- Supreme Court of Canada

Hearing: April 29, 30, 1991 Judgment: June 6, 1991
- Full case name: The Attorney General for Saskatchewan v Roger Carter, QC
- Citations: [1991] 2 S.C.R. 158
- Prior history: Appeal from Saskatchewan Court of Appeal
- Ruling: Sask. appeal allowed

Court membership
- Chief Justice: Antonio Lamer Puisne Justices: Bertha Wilson, Gérard La Forest, Claire L'Heureux-Dubé, John Sopinka, Charles Gonthier, Peter Cory, Beverley McLachlin, William Stevenson

Reasons given
- Majority: McLachlin J., joined by La Forest, Gonthier, Stevenson and Iacobucci JJ.
- Concurrence: Sopinka J.
- Dissent: Cory J., joined by Lamer C.J. and L'Heureux-Dubé J.

= Reference re Provincial Electoral Boundaries (Sask) =

Reference Re Provincial Electoral Boundaries (Sask), [1991] 2 S.C.R. 158 is a landmark decision of the Supreme Court of Canada on the right to vote under section 3 of the Canadian Charter of Rights and Freedoms. The Court rejected the US principle of "one man, one vote" from the US Supreme Court decision of Baker v.
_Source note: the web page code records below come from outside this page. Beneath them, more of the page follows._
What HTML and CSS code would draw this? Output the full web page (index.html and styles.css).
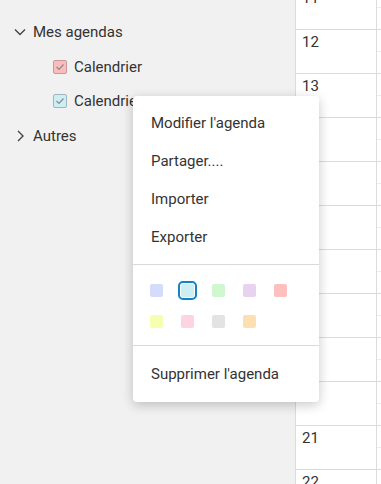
FILE: index.html
```html
<!DOCTYPE html>
<html lang="fr">
<head>
  <meta charset="UTF-8" />
  <meta name="viewport" content="width=device-width, initial-scale=1.0"/>
  <title>Agenda</title>
  <link rel="stylesheet" href="styles.css">
</head>
<body>
  <div class="layout">
    <!-- liste des agendas -->
    <aside class="sidebar">
      <div class="tree-row">
        <svg class="chevron" width="12" height="12" viewBox="0 0 12 12"><path d="M1 3.5 L6 8.5 L11 3.5" /></svg>
        <span>Mes agendas</span>
      </div>
      <div class="tree-row sub">
        <span class="check red"><svg width="10" height="10" viewBox="0 0 10 10"><path d="M1.5 5 L4 7.5 L8.5 2.5" /></svg></span>
        <span>Calendrier</span>
      </div>
      <div class="tree-row sub">
        <span class="check cyan"><svg width="10" height="10" viewBox="0 0 10 10"><path d="M1.5 5 L4 7.5 L8.5 2.5" /></svg></span>
        <span>Calendrier</span>
      </div>
      <div class="tree-row">
        <svg class="chevron" width="12" height="12" viewBox="0 0 12 12"><path d="M4 1 L9 6 L4 11" /></svg>
        <span>Autres</span>
      </div>
    </aside>

    <!-- jours -->
    <div class="days">
      <div class="day">11</div>
      <div class="day">12</div>
      <div class="day">13</div>
      <div class="day">14</div>
      <div class="day">15</div>
      <div class="day">16</div>
      <div class="day">17</div>
      <div class="day">18</div>
      <div class="day">19</div>
      <div class="day">20</div>
      <div class="day">21</div>
      <div class="day">22</div>
    </div>
    <div class="next-col">
      <div class="slot"></div><div class="slot"></div><div class="slot"></div>
      <div class="slot"></div><div class="slot"></div><div class="slot"></div>
      <div class="slot"></div><div class="slot"></div><div class="slot"></div>
      <div class="slot"></div><div class="slot"></div><div class="slot"></div>
    </div>
  </div>

  <!-- menu contextuel -->
  <div class="context-menu">
    <div class="menu-group">
      <div class="menu-item">Modifier l'agenda</div>
      <div class="menu-item">Partager....</div>
      <div class="menu-item">Importer</div>
      <div class="menu-item">Exporter</div>
    </div>
    <div class="swatches">
      <span class="swatch" style="background:#d5dbfa"></span>
      <span class="swatch selected" style="background:#cdeef3"></span>
      <span class="swatch" style="background:#cff7d0"></span>
      <span class="swatch" style="background:#e7d3ef"></span>
      <span class="swatch" style="background:#ffbfbf"></span>
      <span class="swatch" style="background:#f6ffb0"></span>
      <span class="swatch" style="background:#ffd4e2"></span>
      <span class="swatch" style="background:#e3e3e3"></span>
      <span class="swatch" style="background:#fde0b2"></span>
    </div>
    <div class="menu-group last">
      <div class="menu-item">Supprimer l'agenda</div>
    </div>
  </div>
</body>
</html>
```

FILE: styles.css
```css
body {
  margin: 0;
  font-family: Roboto, "Liberation Sans", sans-serif;
  font-size: 15px;
  color: #333;
  background-color: #fff;
  overflow: hidden;
  height: 484px;
  position: relative;
}

.layout {
  display: flex;
  height: 484px;
}

.sidebar {
  width: 295px;
  flex-shrink: 0;
  background-color: #f1f1f1;
  border-right: 1px solid #dcdcdc;
  padding-top: 15px;
}

.tree-row {
  display: flex;
  align-items: center;
  height: 34.6px;
  padding-left: 14px;
  gap: 7px;
}

.tree-row.sub {
  padding-left: 53px;
}

.chevron path {
  fill: none;
  stroke: #444;
  stroke-width: 1.4;
}

.check {
  width: 12px;
  height: 12px;
  border: 1px solid #b9a4a8;
  border-radius: 2px;
  display: flex;
  align-items: center;
  justify-content: center;
}

.check path {
  fill: none;
  stroke: #8c8c8c;
  stroke-width: 1.2;
}

.check.red {
  background-color: #fbbcbc;
  border-color: #c59a9f;
}

.check.cyan {
  background-color: #cdeef3;
  border-color: #9fb5bb;
}

.days {
  width: 80px;
  flex-shrink: 0;
  border-right: 1px solid #dcdcdc;
  margin-top: -15px;
}

.day {
  height: 40px;
  border-top: 1px solid #dcdcdc;
  padding: 3px 0 0 6px;
  line-height: 18px;
}

.next-col {
  flex: 1;
  margin-top: -15px;
}

.slot {
  height: 43px;
  border-top: 1px solid #dcdcdc;
  background: linear-gradient(to bottom, transparent 21px, #ececec 21px, #ececec 22px, transparent 22px);
}

/* menu contextuel */
.context-menu {
  position: absolute;
  left: 133px;
  top: 96px;
  width: 186px;
  height: 306px;
  box-sizing: border-box;
  background-color: #fff;
  border-radius: 4px;
  box-shadow: 0 3px 12px rgba(0, 0, 0, 0.22);
}

.menu-group {
  padding: 8px 0;
}

.menu-group.last {
  padding-top: 9px;
}

.menu-item {
  height: 38px;
  line-height: 38px;
  padding-left: 18px;
  color: #333;
}

.menu-group:first-child .menu-item {
  line-height: 39px;
}

.swatches {
  display: grid;
  grid-template-columns: repeat(5, 13px);
  grid-auto-rows: 13px;
  column-gap: 18px;
  row-gap: 18px;
  padding: 19px 17px 17px;
  border-top: 1px solid #d9d9d9;
  border-bottom: 1px solid #d9d9d9;
}

.swatch {
  width: 13px;
  height: 13px;
  border-radius: 2px;
}

.swatch.selected {
  outline: 2px solid #1582c6;
  outline-offset: 1px;
}
```
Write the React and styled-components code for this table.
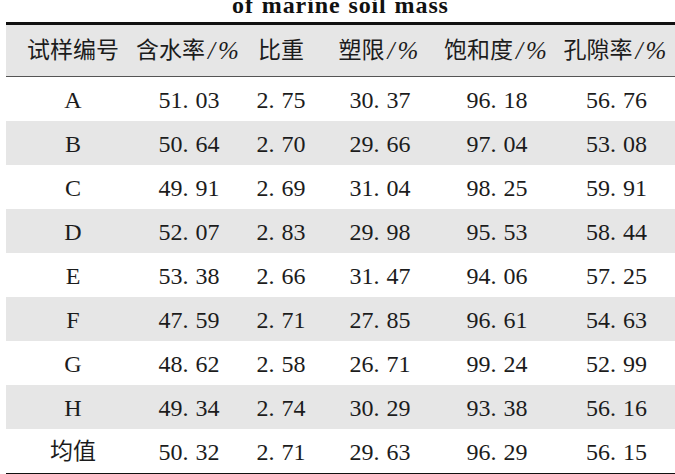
import React from "react";
import styled, { createGlobalStyle } from "styled-components";

const Global = createGlobalStyle`
  html, body { margin: 0; padding: 0; background: #fff; overflow: hidden; }
  body { width: 675px; height: 474px; }
`;

const Page = styled.div`
  width: 675px;
  height: 474px;
  overflow: hidden;
  font-family: "Liberation Serif", "Noto Sans CJK SC", serif;
  color: #1c1c1c;
`;

const TitleClip = styled.div`
  height: 22px;
  overflow: hidden;
  display: flex;
  justify-content: center;
  padding-left: 6px;
`;

const Title = styled.div`
  margin-top: -5px;
  font-family: "Liberation Serif", serif;
  font-weight: bold;
  font-size: 24px;
  line-height: 20px;
  letter-spacing: 0.9px;
  word-spacing: 1px;
  color: #111;
  white-space: nowrap;
`;

const Table = styled.div`
  margin-left: 6px;
  width: 675px;
  border-top: 3px solid #111;
  border-bottom: 3px solid #111;
`;

const Grid = styled.div`
  display: grid;
  grid-template-columns: 134px 98px 86px 112px 122px 117px 6px;
  height: ${(p) => p.$h}px;
  background: ${(p) => (p.$shade ? "#e6e6e6" : "#ffffff")};
  border-bottom: ${(p) => (p.$rule ? "1px solid #555" : "none")};
`;

const Cell = styled.div`
  display: flex;
  align-items: center;
  justify-content: center;
  white-space: nowrap;
  font-size: ${(p) => (p.$head ? 23 : 24)}px;
  line-height: 1;
  padding-top: ${(p) => (p.$head ? 0 : 1)}px;
`;

const Unit = styled.span`
  font-family: "Liberation Serif", serif;
  font-style: italic;
  font-size: 25px;
  letter-spacing: 3px;
  margin-left: 3px;
`;

const Frac = styled.span`
  padding-left: 7px;
`;

const head = [
  { t: "试样编号" },
  { t: "含水率", u: true },
  { t: "比重" },
  { t: "塑限", u: true },
  { t: "饱和度", u: true },
  { t: "孔隙率", u: true },
];

const rows = [
  ["A", "51.03", "2.75", "30.37", "96.18", "56.76"],
  ["B", "50.64", "2.70", "29.66", "97.04", "53.08"],
  ["C", "49.91", "2.69", "31.04", "98.25", "59.91"],
  ["D", "52.07", "2.83", "29.98", "95.53", "58.44"],
  ["E", "53.38", "2.66", "31.47", "94.06", "57.25"],
  ["F", "47.59", "2.71", "27.85", "96.61", "54.63"],
  ["G", "48.62", "2.58", "26.71", "99.24", "52.99"],
  ["H", "49.34", "2.74", "30.29", "93.38", "56.16"],
  ["均值", "50.32", "2.71", "29.63", "96.29", "56.15"],
];

function Num({ v }) {
  const [a, b] = v.split(".");
  return (
    <>
      {a}.<Frac>{b}</Frac>
    </>
  );
}

export default function App() {
  return (
    <Page>
      <Global />
      <TitleClip>
        <Title>of marine soil mass</Title>
      </TitleClip>
      <Table>
        <Grid $h={51} $shade $rule>
          {head.map((h) => (
            <Cell $head key={h.t}>
              {h.t}
              {h.u && <Unit>/%</Unit>}
            </Cell>
          ))}
          <Cell />
        </Grid>
        {rows.map((r, i) => (
          <Grid key={r[0]} $h={44} $shade={i % 2 === 1}>
            <Cell $head={i === 8}>{r[0]}</Cell>
            {r.slice(1).map((v, j) => (
              <Cell key={j}>
                <Num v={v} />
              </Cell>
            ))}
            <Cell />
          </Grid>
        ))}
      </Table>
    </Page>
  );
}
Carr (1962), and instead held that the right to vote meant "effective representation".

==Background==
The government of Saskatchewan passed a law establishing a commission to revise the provincial electoral boundaries. The Act created a quota for rural and urban constituencies, and required that the boundaries conform with the existing municipal boundaries. Consequently, the degree of representation between the districts varied between 15 and 25%.

==Opinion of the Court==
Justice McLachlin, writing for the majority, held that the deviation between districts did not violate section 3 of the Charter. She stated that "the purpose of the right to vote in section 3 of the Canadian Charter of Rights and Freedoms is not equality of voting power but the right to 'effective representation'. Our democracy is a representative democracy. Each citizen has the right to be represented within the governmental edifice." However, the decision also meant that constituencies should have a reasonably similar number of voters for the representation to be effective; room for disproportionality was allowed due to geographical limits in drawing boundaries and to give minorities more representation within a constituency.

Justice Cory, writing in dissent, held that the provincial government should not be able to impose restrictions on boundaries revision committee, and accordingly, there should be a violation of section 3 of the Charter.